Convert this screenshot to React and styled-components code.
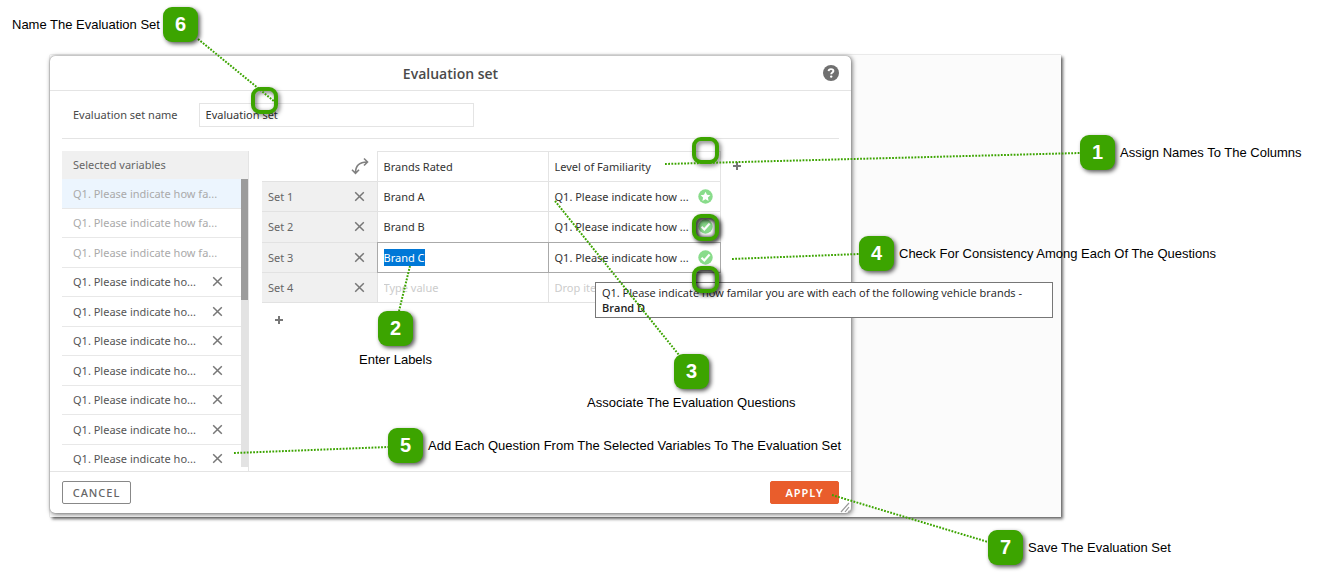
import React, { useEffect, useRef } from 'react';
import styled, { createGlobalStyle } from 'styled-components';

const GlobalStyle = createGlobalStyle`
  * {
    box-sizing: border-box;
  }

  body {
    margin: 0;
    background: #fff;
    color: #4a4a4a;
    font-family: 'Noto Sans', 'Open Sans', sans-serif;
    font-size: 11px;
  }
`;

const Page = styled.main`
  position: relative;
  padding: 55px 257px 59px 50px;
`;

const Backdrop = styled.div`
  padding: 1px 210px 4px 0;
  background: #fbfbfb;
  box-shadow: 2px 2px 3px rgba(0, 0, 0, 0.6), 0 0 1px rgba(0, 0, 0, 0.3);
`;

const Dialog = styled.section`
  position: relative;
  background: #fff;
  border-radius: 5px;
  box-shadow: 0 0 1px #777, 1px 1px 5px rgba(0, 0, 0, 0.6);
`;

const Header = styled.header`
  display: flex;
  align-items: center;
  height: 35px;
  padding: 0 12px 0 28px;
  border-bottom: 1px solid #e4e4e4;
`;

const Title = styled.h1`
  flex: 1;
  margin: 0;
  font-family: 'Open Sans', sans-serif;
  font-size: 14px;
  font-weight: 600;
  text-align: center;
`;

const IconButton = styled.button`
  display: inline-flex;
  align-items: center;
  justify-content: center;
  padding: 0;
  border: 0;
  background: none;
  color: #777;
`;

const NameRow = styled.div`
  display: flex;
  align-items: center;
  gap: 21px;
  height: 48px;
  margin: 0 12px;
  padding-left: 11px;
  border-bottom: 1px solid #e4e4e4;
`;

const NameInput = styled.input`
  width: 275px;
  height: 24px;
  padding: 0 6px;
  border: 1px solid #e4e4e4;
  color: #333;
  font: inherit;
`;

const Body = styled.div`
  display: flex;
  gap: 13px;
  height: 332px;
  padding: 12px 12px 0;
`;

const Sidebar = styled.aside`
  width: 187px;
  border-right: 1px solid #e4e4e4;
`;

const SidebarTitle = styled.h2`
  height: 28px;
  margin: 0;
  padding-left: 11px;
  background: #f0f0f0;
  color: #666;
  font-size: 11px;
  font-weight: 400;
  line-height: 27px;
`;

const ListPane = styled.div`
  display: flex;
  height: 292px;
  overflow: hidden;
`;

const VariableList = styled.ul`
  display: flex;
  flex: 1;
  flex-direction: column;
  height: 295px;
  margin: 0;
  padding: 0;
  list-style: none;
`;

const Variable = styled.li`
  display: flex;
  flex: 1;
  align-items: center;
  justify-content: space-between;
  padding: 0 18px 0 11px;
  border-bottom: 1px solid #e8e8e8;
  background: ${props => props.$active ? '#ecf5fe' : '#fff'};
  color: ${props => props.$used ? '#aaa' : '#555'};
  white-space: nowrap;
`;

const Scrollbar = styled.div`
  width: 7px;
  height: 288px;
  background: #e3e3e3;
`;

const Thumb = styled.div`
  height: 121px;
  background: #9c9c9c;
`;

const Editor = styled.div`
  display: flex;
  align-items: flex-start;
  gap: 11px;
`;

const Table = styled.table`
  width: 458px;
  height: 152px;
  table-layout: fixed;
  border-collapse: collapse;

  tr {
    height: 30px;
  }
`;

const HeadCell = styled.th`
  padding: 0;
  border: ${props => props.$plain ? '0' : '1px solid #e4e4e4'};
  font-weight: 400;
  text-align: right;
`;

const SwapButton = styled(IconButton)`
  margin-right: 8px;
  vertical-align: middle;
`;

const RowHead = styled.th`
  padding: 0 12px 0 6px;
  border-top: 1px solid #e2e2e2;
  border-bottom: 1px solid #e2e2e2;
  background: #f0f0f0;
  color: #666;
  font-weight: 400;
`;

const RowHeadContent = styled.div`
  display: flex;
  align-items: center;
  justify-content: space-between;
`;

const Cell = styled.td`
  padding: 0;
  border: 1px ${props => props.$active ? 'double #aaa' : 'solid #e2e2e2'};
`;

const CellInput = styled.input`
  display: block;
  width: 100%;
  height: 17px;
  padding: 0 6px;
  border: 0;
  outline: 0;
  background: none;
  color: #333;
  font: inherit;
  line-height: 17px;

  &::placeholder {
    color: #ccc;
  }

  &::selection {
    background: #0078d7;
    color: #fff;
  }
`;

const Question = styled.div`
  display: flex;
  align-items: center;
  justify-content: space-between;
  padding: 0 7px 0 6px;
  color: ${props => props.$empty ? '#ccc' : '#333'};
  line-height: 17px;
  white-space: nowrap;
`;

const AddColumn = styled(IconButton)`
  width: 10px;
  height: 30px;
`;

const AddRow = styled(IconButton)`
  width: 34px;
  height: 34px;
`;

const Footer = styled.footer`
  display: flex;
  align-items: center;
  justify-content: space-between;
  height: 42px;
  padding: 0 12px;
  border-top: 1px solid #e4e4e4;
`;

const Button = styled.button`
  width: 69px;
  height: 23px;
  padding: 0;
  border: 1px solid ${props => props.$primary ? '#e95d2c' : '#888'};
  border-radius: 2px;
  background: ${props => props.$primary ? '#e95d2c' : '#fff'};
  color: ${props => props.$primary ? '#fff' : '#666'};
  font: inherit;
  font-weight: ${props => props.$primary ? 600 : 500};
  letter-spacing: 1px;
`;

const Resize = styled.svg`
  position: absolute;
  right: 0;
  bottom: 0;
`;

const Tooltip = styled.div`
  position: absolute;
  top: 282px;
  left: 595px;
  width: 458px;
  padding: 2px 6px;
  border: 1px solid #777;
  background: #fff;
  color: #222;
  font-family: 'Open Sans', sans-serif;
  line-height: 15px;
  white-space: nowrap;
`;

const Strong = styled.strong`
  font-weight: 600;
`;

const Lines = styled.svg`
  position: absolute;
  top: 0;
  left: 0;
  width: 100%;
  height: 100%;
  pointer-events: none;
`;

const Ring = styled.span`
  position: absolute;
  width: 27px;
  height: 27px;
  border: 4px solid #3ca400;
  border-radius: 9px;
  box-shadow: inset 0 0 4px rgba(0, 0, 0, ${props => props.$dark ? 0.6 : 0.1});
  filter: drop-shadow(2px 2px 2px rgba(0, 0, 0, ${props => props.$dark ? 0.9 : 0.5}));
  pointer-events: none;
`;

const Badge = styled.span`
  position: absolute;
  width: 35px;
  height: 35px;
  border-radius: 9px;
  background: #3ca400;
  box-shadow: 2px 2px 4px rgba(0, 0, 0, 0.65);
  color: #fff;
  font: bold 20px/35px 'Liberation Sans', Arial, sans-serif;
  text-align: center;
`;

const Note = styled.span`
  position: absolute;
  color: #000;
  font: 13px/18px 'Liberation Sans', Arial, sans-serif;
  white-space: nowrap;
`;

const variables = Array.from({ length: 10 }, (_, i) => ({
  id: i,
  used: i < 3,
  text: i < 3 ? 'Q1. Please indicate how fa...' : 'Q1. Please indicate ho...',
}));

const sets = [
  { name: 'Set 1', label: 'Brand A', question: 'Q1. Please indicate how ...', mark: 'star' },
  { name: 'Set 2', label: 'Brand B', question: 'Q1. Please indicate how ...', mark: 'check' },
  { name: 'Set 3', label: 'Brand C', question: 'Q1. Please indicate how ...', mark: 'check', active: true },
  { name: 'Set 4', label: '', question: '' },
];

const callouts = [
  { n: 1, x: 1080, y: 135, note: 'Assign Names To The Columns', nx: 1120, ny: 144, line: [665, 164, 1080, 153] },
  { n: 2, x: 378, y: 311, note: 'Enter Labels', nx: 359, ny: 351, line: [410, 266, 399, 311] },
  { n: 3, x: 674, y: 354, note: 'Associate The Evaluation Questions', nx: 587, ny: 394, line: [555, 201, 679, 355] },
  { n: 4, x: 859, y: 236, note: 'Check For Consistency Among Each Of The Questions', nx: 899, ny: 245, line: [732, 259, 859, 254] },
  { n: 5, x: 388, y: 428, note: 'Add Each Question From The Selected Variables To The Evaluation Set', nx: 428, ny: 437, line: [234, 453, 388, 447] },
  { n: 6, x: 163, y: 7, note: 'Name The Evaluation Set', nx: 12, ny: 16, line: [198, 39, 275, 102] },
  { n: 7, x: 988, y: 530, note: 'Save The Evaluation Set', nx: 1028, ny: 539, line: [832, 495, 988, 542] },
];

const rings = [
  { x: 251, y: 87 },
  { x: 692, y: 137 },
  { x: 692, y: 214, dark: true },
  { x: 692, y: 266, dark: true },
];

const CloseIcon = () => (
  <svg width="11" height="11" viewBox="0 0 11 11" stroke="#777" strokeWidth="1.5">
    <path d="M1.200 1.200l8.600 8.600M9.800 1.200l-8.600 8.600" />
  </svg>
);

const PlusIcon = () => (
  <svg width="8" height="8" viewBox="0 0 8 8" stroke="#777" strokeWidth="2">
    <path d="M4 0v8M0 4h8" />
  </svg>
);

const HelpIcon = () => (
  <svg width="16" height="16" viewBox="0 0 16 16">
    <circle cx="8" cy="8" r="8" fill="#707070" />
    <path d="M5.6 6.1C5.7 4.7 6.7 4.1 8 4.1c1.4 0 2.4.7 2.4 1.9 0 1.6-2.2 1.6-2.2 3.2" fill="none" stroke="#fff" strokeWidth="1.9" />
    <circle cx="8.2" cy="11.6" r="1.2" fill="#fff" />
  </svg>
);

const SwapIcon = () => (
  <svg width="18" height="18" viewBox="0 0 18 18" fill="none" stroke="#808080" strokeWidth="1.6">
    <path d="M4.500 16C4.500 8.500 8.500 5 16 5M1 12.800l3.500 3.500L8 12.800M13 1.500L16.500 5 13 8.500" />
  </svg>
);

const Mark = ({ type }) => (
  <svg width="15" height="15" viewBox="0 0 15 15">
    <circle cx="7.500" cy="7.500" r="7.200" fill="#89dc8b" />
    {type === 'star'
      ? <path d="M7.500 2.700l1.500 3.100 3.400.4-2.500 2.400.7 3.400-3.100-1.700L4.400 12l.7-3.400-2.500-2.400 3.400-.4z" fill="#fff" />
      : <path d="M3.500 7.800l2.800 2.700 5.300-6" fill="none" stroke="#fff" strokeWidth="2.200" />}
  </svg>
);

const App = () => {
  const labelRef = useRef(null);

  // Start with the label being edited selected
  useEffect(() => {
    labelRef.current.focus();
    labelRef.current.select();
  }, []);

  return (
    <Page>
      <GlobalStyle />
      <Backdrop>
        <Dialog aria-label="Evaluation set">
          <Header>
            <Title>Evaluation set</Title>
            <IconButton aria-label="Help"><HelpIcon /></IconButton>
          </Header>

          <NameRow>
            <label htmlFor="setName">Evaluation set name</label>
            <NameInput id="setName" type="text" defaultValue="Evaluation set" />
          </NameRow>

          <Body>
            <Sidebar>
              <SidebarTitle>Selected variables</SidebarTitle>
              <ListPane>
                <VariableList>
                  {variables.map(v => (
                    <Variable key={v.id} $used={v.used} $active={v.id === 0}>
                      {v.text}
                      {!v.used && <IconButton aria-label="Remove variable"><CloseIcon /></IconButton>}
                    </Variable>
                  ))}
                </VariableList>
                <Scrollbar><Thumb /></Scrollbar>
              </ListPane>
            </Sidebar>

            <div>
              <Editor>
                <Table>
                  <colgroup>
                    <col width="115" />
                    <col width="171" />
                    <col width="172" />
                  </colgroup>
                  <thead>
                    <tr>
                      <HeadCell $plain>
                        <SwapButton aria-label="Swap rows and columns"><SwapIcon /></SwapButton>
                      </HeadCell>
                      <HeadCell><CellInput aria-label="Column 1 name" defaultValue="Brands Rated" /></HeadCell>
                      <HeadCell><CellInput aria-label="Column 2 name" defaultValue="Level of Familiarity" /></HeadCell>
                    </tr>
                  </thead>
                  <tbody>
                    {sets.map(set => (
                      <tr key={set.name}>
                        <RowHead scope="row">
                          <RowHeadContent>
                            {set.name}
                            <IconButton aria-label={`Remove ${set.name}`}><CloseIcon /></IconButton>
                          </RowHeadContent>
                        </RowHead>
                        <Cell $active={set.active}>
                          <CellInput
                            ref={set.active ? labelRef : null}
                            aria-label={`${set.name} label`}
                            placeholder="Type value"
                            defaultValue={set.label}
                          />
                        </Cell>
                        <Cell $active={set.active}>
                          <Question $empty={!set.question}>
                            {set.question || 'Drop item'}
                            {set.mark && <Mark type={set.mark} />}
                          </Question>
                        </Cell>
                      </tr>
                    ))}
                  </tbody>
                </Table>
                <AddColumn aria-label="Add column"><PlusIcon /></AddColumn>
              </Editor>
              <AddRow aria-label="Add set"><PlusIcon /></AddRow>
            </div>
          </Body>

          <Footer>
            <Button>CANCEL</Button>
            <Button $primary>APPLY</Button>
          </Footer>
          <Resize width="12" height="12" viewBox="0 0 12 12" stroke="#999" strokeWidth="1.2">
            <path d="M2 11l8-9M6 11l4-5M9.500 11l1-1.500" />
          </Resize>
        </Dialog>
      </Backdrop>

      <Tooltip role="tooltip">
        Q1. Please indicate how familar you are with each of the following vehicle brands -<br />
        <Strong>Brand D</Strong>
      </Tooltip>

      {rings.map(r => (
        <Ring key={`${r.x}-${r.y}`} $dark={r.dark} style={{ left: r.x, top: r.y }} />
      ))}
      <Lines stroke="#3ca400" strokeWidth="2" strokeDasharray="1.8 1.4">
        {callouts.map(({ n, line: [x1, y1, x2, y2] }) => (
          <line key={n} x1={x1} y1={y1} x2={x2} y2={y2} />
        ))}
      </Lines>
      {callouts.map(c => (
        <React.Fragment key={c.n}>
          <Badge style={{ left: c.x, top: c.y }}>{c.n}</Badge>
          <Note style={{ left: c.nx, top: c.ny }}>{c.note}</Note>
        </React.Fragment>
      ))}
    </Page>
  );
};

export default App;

********************

Search the data for the word "React" and copy each line where it appears.

Convert this screenshot to React and styled-components code.
import React, { useEffect, useRef } from 'react';
        <React.Fragment key={c.n}>
        </React.Fragment>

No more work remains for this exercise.